Aug 11, 2007 19:21
Sure, I'm quoting God--well, Jesus--whatever.. one and the same to me. But either way, I hope He, He or They consider it flattery. And I certainly don't mean to compare the ending of my internship/summer with such a monumental event. Although, there are certain moments over the past few months that made me feel like I descended into hell....
I'm just glad I made it through it all.
In a few days I'll be heading back to Gainesville, where I'll take buses instead of trains, go to classes instead of cubicles and have the ability to walk around my own house naked if I so please.
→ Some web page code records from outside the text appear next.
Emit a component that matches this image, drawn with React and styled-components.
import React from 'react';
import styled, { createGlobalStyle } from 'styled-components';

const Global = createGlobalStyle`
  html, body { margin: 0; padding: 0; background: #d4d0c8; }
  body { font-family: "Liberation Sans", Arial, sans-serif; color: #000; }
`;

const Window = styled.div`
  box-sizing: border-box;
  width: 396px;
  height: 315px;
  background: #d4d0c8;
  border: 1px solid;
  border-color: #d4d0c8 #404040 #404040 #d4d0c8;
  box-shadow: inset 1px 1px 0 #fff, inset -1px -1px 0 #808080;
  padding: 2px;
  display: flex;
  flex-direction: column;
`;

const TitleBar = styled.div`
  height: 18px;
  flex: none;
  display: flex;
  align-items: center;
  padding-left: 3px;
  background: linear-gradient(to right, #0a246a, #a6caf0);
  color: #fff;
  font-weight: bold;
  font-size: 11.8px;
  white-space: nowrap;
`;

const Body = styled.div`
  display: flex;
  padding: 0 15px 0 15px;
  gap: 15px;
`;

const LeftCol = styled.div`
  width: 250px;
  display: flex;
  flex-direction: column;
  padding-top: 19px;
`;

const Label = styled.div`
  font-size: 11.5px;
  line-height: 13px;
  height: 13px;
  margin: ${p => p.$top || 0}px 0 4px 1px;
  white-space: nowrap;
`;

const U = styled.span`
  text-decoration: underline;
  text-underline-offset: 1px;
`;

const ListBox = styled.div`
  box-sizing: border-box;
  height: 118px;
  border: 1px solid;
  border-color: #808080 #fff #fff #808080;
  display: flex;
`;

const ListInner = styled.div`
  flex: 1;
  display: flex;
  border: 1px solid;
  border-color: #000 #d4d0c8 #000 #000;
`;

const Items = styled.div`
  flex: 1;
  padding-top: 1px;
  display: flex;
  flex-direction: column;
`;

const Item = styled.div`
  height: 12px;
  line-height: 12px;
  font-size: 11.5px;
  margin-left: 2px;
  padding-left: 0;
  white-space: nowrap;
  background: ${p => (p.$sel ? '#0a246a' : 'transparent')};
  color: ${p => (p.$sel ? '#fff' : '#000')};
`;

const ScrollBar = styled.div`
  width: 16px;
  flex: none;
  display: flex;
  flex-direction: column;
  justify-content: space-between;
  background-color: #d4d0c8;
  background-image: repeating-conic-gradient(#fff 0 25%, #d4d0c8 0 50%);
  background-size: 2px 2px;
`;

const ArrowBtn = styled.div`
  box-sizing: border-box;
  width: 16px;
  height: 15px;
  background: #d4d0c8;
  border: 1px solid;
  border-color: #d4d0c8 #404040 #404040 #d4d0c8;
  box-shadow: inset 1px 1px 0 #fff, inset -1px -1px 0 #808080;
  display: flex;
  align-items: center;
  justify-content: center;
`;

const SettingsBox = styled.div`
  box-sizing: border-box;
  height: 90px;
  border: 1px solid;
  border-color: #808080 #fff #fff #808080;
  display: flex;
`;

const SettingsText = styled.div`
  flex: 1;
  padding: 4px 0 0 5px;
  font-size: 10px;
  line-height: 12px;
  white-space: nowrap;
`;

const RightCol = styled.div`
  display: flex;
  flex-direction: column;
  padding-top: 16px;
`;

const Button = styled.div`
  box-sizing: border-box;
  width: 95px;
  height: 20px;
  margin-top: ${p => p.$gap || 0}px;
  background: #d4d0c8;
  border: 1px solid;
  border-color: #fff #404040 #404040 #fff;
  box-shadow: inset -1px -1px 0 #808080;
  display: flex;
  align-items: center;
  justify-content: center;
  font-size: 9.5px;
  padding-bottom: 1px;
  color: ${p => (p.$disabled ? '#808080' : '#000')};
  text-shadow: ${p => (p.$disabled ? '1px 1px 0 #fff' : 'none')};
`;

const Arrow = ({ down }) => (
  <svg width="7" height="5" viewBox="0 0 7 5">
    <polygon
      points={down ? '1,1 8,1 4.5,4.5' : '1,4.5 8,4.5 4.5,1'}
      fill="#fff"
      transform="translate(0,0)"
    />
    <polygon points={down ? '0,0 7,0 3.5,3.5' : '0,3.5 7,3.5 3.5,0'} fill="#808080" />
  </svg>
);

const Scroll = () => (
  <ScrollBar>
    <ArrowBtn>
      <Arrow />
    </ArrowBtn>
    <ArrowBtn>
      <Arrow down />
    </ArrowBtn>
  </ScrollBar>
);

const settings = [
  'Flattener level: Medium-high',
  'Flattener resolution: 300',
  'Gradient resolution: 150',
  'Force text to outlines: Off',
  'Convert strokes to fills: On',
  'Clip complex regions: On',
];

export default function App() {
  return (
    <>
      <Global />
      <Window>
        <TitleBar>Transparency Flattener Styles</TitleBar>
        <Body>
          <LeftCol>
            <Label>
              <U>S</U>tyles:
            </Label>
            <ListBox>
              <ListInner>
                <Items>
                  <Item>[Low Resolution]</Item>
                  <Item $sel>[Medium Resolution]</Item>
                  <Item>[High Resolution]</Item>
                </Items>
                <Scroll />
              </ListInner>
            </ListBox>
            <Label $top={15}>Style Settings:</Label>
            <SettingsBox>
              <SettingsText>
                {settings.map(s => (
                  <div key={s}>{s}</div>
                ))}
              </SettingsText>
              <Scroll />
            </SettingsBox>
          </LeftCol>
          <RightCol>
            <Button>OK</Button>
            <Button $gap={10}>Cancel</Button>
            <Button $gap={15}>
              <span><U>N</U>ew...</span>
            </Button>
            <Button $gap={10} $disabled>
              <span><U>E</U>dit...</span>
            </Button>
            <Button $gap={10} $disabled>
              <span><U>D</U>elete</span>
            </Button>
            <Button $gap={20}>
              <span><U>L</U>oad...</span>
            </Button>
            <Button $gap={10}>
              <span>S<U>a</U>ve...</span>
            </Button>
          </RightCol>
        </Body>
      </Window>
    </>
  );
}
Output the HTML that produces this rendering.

Not saying I do walk around naked, but it's comforting to know that if I ever wanted to I would have every right and ability to do so.
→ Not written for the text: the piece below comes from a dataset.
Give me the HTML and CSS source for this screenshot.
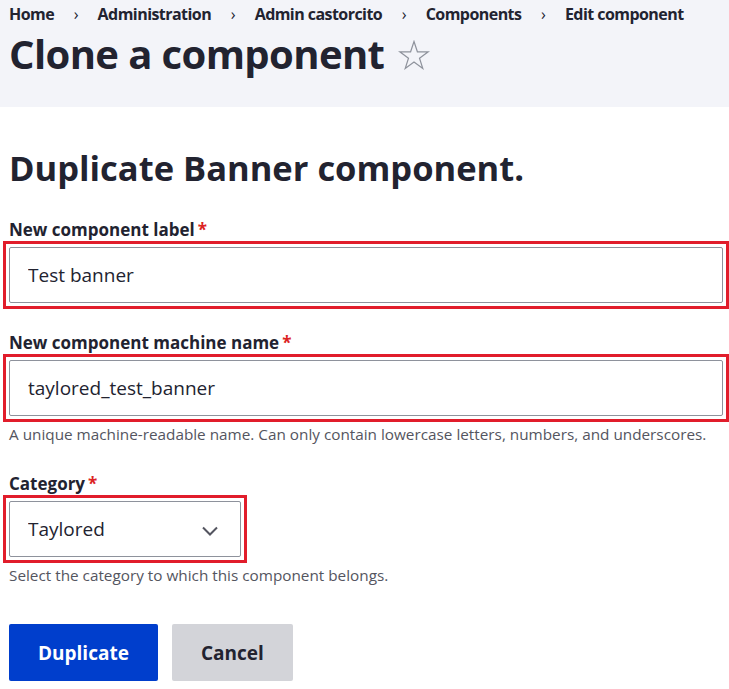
FILE: index.html
```html
<!DOCTYPE html>
<html lang="en">
<head>
    <meta charset="UTF-8">
    <meta name="viewport" content="width=device-width, initial-scale=1.0">
    <title>Clone a component</title>
    <link rel="stylesheet" href="styles.css">
</head>
<body>
    <div class="page-header">
        <nav class="breadcrumb">
            <a href="#">Home</a>
            <span class="sep">›</span>
            <a href="#">Administration</a>
            <span class="sep">›</span>
            <a href="#">Admin castorcito</a>
            <span class="sep">›</span>
            <a href="#">Components</a>
            <span class="sep">›</span>
            <a href="#">Edit component</a>
        </nav>
        <h1 class="page-title">
            Clone a component
            <svg class="star" width="32" height="30" viewBox="0 0 32 30"><path d="M16 1.5l3.4 10.3h10.8l-8.7 6.4 3.3 10.3L16 22.1l-8.8 6.4 3.3-10.3-8.7-6.4h10.8z" fill="none" stroke="#8e929c" stroke-width="1.2" stroke-linejoin="miter"/></svg>
        </h1>
    </div>

    <div class="content">
        <h2>Duplicate Banner component.</h2>

        <div class="form-item">
            <label for="label">New component label<span class="req">*</span></label>
            <div class="highlight">
                <input type="text" id="label" class="form-text" value="Test banner">
            </div>
        </div>

        <div class="form-item">
            <label for="machine">New component machine name<span class="req">*</span></label>
            <div class="highlight">
                <input type="text" id="machine" class="form-text" value="taylored_test_banner">
            </div>
            <div class="description">A unique machine-readable name. Can only contain lowercase letters, numbers, and underscores.</div>
        </div>

        <div class="form-item">
            <label for="category">Category<span class="req">*</span></label>
            <div class="highlight select-wrap">
                <select id="category" class="form-select">
                    <option>Taylored</option>
                </select>
                <svg class="chevron" width="16" height="10" viewBox="0 0 16 10"><path d="M1 1.5l7 7 7-7" fill="none" stroke="#545560" stroke-width="2"/></svg>
            </div>
            <div class="description">Select the category to which this component belongs.</div>
        </div>

        <div class="actions">
            <button class="btn btn-primary">Duplicate</button>
            <button class="btn">Cancel</button>
        </div>
    </div>
</body>
</html>
```

FILE: styles.css
```css
body {
    margin: 0;
    font-family: "Open Sans", "Noto Sans", sans-serif;
    color: #222330;
    background: #fff;
}

.page-header {
    background-color: #f3f4f9;
    padding: 4px 9px 0;
    height: 103px;
}

.breadcrumb {
    font-size: 16px;
    font-weight: bold;
    line-height: 20px;
    letter-spacing: -0.55px;
    white-space: nowrap;
}

.breadcrumb a {
    color: #222330;
    text-decoration: none;
}

.breadcrumb .sep {
    margin: 0 16px;
    font-weight: normal;
}

.page-title {
    display: flex;
    align-items: center;
    gap: 14px;
    margin: 6px 0 0;
    font-size: 40px;
    line-height: 48px;
    font-weight: bold;
    letter-spacing: -0.6px;
}

.star {
    margin-top: 2px;
}

.content {
    padding: 0 9px;
}

h2 {
    margin: 40px 0 30px;
    font-size: 34.5px;
    line-height: 42px;
    font-weight: bold;
}

.form-item {
    margin-bottom: 23px;
}

label {
    display: block;
    font-size: 17px;
    font-weight: bold;
    line-height: 22px;
}

.req {
    color: #dc2323;
    margin-left: 3px;
}

.highlight {
    width: fit-content;
    margin-left: -6px;
    padding: 3px;
    border: 3px solid #e11d2b;
}

.form-text {
    display: block;
    box-sizing: border-box;
    width: 714px;
    height: 56px;
    padding: 0 18px;
    border: 1px solid #8e929c;
    border-radius: 2px;
    font-family: inherit;
    font-size: 19px;
    color: #222330;
}

.select-wrap {
    position: relative;
}

.form-select {
    display: block;
    box-sizing: border-box;
    width: 232px;
    height: 56px;
    padding: 0 18px;
    border: 1px solid #8e929c;
    border-radius: 2px;
    background: #fff;
    appearance: none;
    font-family: inherit;
    font-size: 19px;
    color: #222330;
}

.chevron {
    position: absolute;
    right: 26px;
    top: 28px;
}

.description {
    margin-top: 2px;
    padding-bottom: 6px;
    font-size: 15.3px;
    line-height: 20px;
    color: #545560;
}

.actions {
    margin-top: 33px;
    display: flex;
    gap: 14px;
}

.btn {
    height: 57px;
    padding: 0 29px;
    border: none;
    border-radius: 2px;
    background-color: #d3d4d9;
    color: #222330;
    font-family: inherit;
    font-size: 19px;
    font-weight: bold;
}

.btn-primary {
    background-color: #003ecc;
    color: #fff;
}
```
So, my last week of work went well. I busied myself, got all of my work together and finished everything that I needed to do. The last day went by surprisingly fast, went out to an excellent lunch with my supervisor, walked around downtown area, and then came home with this vacant feeling or, "now what... "
Although I start a whole semester of classes in just over a week, so I'll have plenty to do. But still... sometimes I'll spend a long time waiting for things to end and then right after their over I still feel sad.
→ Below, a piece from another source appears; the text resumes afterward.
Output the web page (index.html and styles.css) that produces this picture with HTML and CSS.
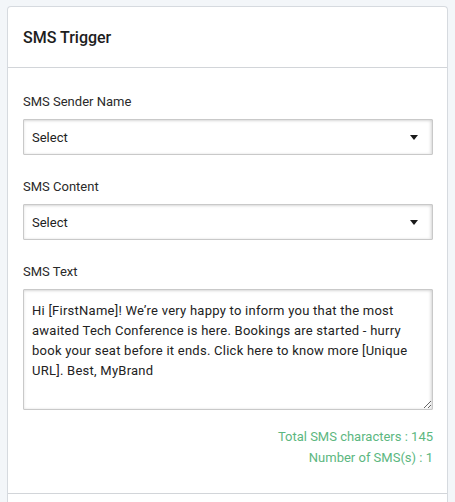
FILE: index.html
```html
<!DOCTYPE html>
<html lang="en">
<head>
<meta charset="utf-8">
<title>SMS Trigger</title>
<link rel="stylesheet" href="styles.css">
</head>
<body>
<div class="card">
  <div class="card-header">
    <h2 class="card-title">SMS Trigger</h2>
  </div>
  <div class="card-body">
    <div class="field">
      <label class="field-label">SMS Sender Name</label>
      <div class="select">
        <span class="select-value">Select</span>
        <span class="select-caret"></span>
      </div>
    </div>
    <div class="field">
      <label class="field-label">SMS Content</label>
      <div class="select">
        <span class="select-value">Select</span>
        <span class="select-caret"></span>
      </div>
    </div>
    <div class="field">
      <label class="field-label">SMS Text</label>
      <textarea class="sms-text">Hi [FirstName]! We’re very happy to inform you that the most awaited Tech Conference is here. Bookings are started - hurry book your seat before it ends. Click here to know more [Unique URL]. Best, MyBrand</textarea>
    </div>
    <div class="stats">
      <div class="stat">Total SMS characters : 145</div>
      <div class="stat">Number of SMS(s) : 1</div>
    </div>
  </div>
  <div class="card-footer"></div>
</div>
</body>
</html>
```

FILE: styles.css
```css
* { box-sizing: border-box; }
html, body { margin: 0; }
body {
  background: #f3f6f9;
  padding: 6px 7px 0 7px;
  font-family: Roboto, "Liberation Sans", Arial, sans-serif;
  color: #212121;
}
.card {
  background: #fff;
  border: 1px solid #d6dadf;
  border-bottom: none;
  border-radius: 4px 4px 0 0;
}
.card-header {
  height: 61px;
  border-bottom: 1px solid #d2d5d9;
  display: flex;
  align-items: center;
  padding: 0 15px;
}
.card-title {
  margin: 0;
  font-size: 16px;
  font-weight: 500;
  color: #1d1d1d;
}
.card-body {
  padding: 25px 14px 25px 15px;
  border-bottom: 1px solid #d2d5d9;
}
.field { margin-bottom: 23px; }
.field-label {
  display: block;
  font-size: 13px;
  line-height: 18px;
  color: #2a2a2a;
  margin-bottom: 8px;
}
.select {
  height: 36px;
  border: 1px solid #c9c9c9;
  border-radius: 1px;
  box-shadow: inset 0 1px 3px rgba(0,0,0,0.12), inset -2px 0 3px rgba(0,0,0,0.08);
  display: flex;
  align-items: center;
  justify-content: space-between;
  padding: 0 14px 0 8px;
}
.select-value {
  font-size: 13px;
  color: #222;
}
.select-caret {
  width: 0;
  height: 0;
  border-left: 4px solid transparent;
  border-right: 4px solid transparent;
  border-top: 5px solid #1a1a1a;
}
.sms-text {
  display: block;
  width: 100%;
  height: 121px;
  margin: 0;
  border: 1px solid #c9c9c9;
  border-radius: 1px;
  box-shadow: inset 0 1px 3px rgba(0,0,0,0.12), inset -2px 0 3px rgba(0,0,0,0.08);
  padding: 11px 8px;
  font-family: Roboto, "Liberation Sans", Arial, sans-serif;
  font-size: 13px;
  line-height: 20px;
  letter-spacing: 0.25px;
  color: #222;
  resize: vertical;
  outline: none;
}
.stats {
  text-align: right;
  margin-top: -7px;
}
.stat {
  font-size: 13px;
  line-height: 21px;
  color: #5cb77f;
}
.card-footer { height: 20px; }
```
My supervisor wrote a very nice evaluation of me. I didn't expect it to be so nice, comprehensive and well written, so I'm thankful for that. Now I have to write my evaluation to send into the foundation so I can receive my scholarship. It's only 400 words, so I'm trying to think of what I want to say and how to say it.
So, I'm trying to think about what I want to do right now. Jim's at work (he only has two days left). The funny thing is that I was semi interested in going out tonight, but he said he wanted to get some sleep because he has to work in the morning. HA. I wish I could make that bigger to accurately represent the irony of this entire situation... hmmm... wait....
HA.
Yeah, I think that works well. So, I say I want to get to bed early because I have work in the morning almost every day and I pretty much get labeled as a boring, stagnant, too-sober-for-my-own-good, loser. But Jim does it and it makes perfect responsible sense.
Such is life. *Plays small violin for myself*
But it's cool... I have a sense of humor about it all now that I'm done with work. It's like I instantly de-stressed. Too bad I couldn't sleep past 8 this morning. I really need to work on getting back to my sleep-in-routine for college :P
So back to what I want to do. I spent the past few hours listening to Andy McKee followed by sappy country music love songs. There's a moment for everything I guess.
So, I'm trying to decide between watching Black Snake Moan or reading more of Anna Karenina... Yeah right, BIG difference.... heh. Samuel L. Jackson or Tolstoy? Decisions, decisions....
But this is the beauty of not having anything to do. I think I will do BOTH. I'll grab a snack and watch Black Snake Moan by myself in the back room. It's been a while since I've seen it, and I think I want to give it another view by myself so I can take it in better.
Whoa... ironically, I just realized I have Hustle and Flow as my Netflix rental, which is written and directed by Craig Brewer, who also wrote and directed Black Snake Moan...
I think it's a sign.
I'll watch BSM first and then read Anna Karenina until Jim gets home. I need to put a bigger dent in the book anyway. I'm only 200 pages in (out of 700). But I think that's decent progress considering I only read on the commute to and from work on the train, which is only a 15-20 minute ride. And , of course, I didn't read every day.
I doubt I'll finish it before class starts. Maybe that should be my new goal....
Anyway, on to Sammy J. and his mighty rebuking chain!